■ DIRECTION: Repeat the listing word for word. No pictures belong in the copy.

■ DATA SHOWN:
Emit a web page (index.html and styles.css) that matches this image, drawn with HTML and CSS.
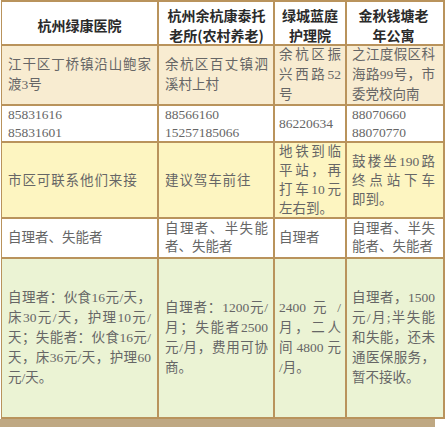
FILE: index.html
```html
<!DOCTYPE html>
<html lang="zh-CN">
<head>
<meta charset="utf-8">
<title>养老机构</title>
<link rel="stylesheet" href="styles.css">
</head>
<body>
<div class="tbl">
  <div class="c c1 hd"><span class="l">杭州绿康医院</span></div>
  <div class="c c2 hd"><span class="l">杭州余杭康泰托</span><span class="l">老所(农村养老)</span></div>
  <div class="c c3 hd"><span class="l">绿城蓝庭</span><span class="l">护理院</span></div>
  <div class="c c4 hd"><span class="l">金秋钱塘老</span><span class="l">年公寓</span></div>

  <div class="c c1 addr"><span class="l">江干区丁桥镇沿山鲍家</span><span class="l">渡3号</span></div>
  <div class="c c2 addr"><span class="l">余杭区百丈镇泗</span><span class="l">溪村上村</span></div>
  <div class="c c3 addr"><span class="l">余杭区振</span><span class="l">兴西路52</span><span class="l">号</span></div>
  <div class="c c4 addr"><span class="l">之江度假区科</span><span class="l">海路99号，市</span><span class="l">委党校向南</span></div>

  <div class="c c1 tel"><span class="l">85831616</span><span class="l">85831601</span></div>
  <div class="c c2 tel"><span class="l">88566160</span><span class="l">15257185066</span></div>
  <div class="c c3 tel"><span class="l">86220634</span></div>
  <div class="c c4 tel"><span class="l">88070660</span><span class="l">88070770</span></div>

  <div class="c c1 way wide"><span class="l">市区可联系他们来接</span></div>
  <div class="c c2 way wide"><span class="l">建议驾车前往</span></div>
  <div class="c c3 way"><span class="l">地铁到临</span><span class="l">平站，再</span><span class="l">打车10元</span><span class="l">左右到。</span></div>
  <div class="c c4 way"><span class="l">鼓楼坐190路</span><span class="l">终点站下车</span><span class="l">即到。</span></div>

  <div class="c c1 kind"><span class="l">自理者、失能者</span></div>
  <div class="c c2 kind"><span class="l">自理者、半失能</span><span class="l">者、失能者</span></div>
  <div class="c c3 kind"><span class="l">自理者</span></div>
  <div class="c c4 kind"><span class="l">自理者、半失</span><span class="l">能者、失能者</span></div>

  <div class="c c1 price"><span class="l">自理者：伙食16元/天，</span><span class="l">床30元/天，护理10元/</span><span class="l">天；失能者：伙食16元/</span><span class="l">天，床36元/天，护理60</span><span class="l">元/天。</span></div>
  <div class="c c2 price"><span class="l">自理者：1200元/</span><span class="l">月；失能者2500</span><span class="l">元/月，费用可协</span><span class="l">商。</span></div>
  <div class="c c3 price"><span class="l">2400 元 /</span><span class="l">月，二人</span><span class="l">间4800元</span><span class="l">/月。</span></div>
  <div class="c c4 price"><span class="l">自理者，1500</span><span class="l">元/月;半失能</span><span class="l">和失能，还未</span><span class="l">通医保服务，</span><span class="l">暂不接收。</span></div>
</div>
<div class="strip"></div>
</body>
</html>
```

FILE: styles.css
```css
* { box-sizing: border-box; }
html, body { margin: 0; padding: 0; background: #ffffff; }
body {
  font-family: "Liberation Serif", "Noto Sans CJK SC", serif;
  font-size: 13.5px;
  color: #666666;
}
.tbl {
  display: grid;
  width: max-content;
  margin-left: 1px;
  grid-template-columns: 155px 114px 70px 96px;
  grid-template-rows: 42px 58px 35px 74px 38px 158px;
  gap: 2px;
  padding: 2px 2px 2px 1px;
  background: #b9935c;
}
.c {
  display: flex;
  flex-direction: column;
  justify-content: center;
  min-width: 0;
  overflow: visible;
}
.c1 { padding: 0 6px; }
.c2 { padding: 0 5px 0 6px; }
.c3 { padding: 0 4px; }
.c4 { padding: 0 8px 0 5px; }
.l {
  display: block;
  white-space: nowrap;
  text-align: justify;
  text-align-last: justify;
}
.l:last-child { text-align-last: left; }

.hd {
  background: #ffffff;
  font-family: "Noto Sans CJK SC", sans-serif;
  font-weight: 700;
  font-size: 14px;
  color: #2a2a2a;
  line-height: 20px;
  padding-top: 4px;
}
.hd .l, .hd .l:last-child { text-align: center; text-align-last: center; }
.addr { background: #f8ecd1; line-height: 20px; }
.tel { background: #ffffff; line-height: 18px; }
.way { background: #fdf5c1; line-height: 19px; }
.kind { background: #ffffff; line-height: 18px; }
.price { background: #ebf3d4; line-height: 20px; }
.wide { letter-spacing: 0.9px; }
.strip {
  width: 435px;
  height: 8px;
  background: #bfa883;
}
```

■ FINAL ANSWER:
Emit a web page (index.html and styles.css) that matches this image, drawn with HTML and CSS.
FILE: index.html
```html
<!DOCTYPE html>
<html lang="zh-CN">
<head>
<meta charset="utf-8">
<title>养老机构</title>
<link rel="stylesheet" href="styles.css">
</head>
<body>
<div class="tbl">
  <div class="c c1 hd"><span class="l">杭州绿康医院</span></div>
  <div class="c c2 hd"><span class="l">杭州余杭康泰托</span><span class="l">老所(农村养老)</span></div>
  <div class="c c3 hd"><span class="l">绿城蓝庭</span><span class="l">护理院</span></div>
  <div class="c c4 hd"><span class="l">金秋钱塘老</span><span class="l">年公寓</span></div>

  <div class="c c1 addr"><span class="l">江干区丁桥镇沿山鲍家</span><span class="l">渡3号</span></div>
  <div class="c c2 addr"><span class="l">余杭区百丈镇泗</span><span class="l">溪村上村</span></div>
  <div class="c c3 addr"><span class="l">余杭区振</span><span class="l">兴西路52</span><span class="l">号</span></div>
  <div class="c c4 addr"><span class="l">之江度假区科</span><span class="l">海路99号，市</span><span class="l">委党校向南</span></div>

  <div class="c c1 tel"><span class="l">85831616</span><span class="l">85831601</span></div>
  <div class="c c2 tel"><span class="l">88566160</span><span class="l">15257185066</span></div>
  <div class="c c3 tel"><span class="l">86220634</span></div>
  <div class="c c4 tel"><span class="l">88070660</span><span class="l">88070770</span></div>

  <div class="c c1 way wide"><span class="l">市区可联系他们来接</span></div>
  <div class="c c2 way wide"><span class="l">建议驾车前往</span></div>
  <div class="c c3 way"><span class="l">地铁到临</span><span class="l">平站，再</span><span class="l">打车10元</span><span class="l">左右到。</span></div>
  <div class="c c4 way"><span class="l">鼓楼坐190路</span><span class="l">终点站下车</span><span class="l">即到。</span></div>

  <div class="c c1 kind"><span class="l">自理者、失能者</span></div>
  <div class="c c2 kind"><span class="l">自理者、半失能</span><span class="l">者、失能者</span></div>
  <div class="c c3 kind"><span class="l">自理者</span></div>
  <div class="c c4 kind"><span class="l">自理者、半失</span><span class="l">能者、失能者</span></div>

  <div class="c c1 price"><span class="l">自理者：伙食16元/天，</span><span class="l">床30元/天，护理10元/</span><span class="l">天；失能者：伙食16元/</span><span class="l">天，床36元/天，护理60</span><span class="l">元/天。</span></div>
  <div class="c c2 price"><span class="l">自理者：1200元/</span><span class="l">月；失能者2500</span><span class="l">元/月，费用可协</span><span class="l">商。</span></div>
  <div class="c c3 price"><span class="l">2400 元 /</span><span class="l">月，二人</span><span class="l">间4800元</span><span class="l">/月。</span></div>
  <div class="c c4 price"><span class="l">自理者，1500</span><span class="l">元/月;半失能</span><span class="l">和失能，还未</span><span class="l">通医保服务，</span><span class="l">暂不接收。</span></div>
</div>
<div class="strip"></div>
</body>
</html>
```

FILE: styles.css
```css
* { box-sizing: border-box; }
html, body { margin: 0; padding: 0; background: #ffffff; }
body {
  font-family: "Liberation Serif", "Noto Sans CJK SC", serif;
  font-size: 13.5px;
  color: #666666;
}
.tbl {
  display: grid;
  width: max-content;
  margin-left: 1px;
  grid-template-columns: 155px 114px 70px 96px;
  grid-template-rows: 42px 58px 35px 74px 38px 158px;
  gap: 2px;
  padding: 2px 2px 2px 1px;
  background: #b9935c;
}
.c {
  display: flex;
  flex-direction: column;
  justify-content: center;
  min-width: 0;
  overflow: visible;
}
.c1 { padding: 0 6px; }
.c2 { padding: 0 5px 0 6px; }
.c3 { padding: 0 4px; }
.c4 { padding: 0 8px 0 5px; }
.l {
  display: block;
  white-space: nowrap;
  text-align: justify;
  text-align-last: justify;
}
.l:last-child { text-align-last: left; }

.hd {
  background: #ffffff;
  font-family: "Noto Sans CJK SC", sans-serif;
  font-weight: 700;
  font-size: 14px;
  color: #2a2a2a;
  line-height: 20px;
  padding-top: 4px;
}
.hd .l, .hd .l:last-child { text-align: center; text-align-last: center; }
.addr { background: #f8ecd1; line-height: 20px; }
.tel { background: #ffffff; line-height: 18px; }
.way { background: #fdf5c1; line-height: 19px; }
.kind { background: #ffffff; line-height: 18px; }
.price { background: #ebf3d4; line-height: 20px; }
.wide { letter-spacing: 0.9px; }
.strip {
  width: 435px;
  height: 8px;
  background: #bfa883;
}
```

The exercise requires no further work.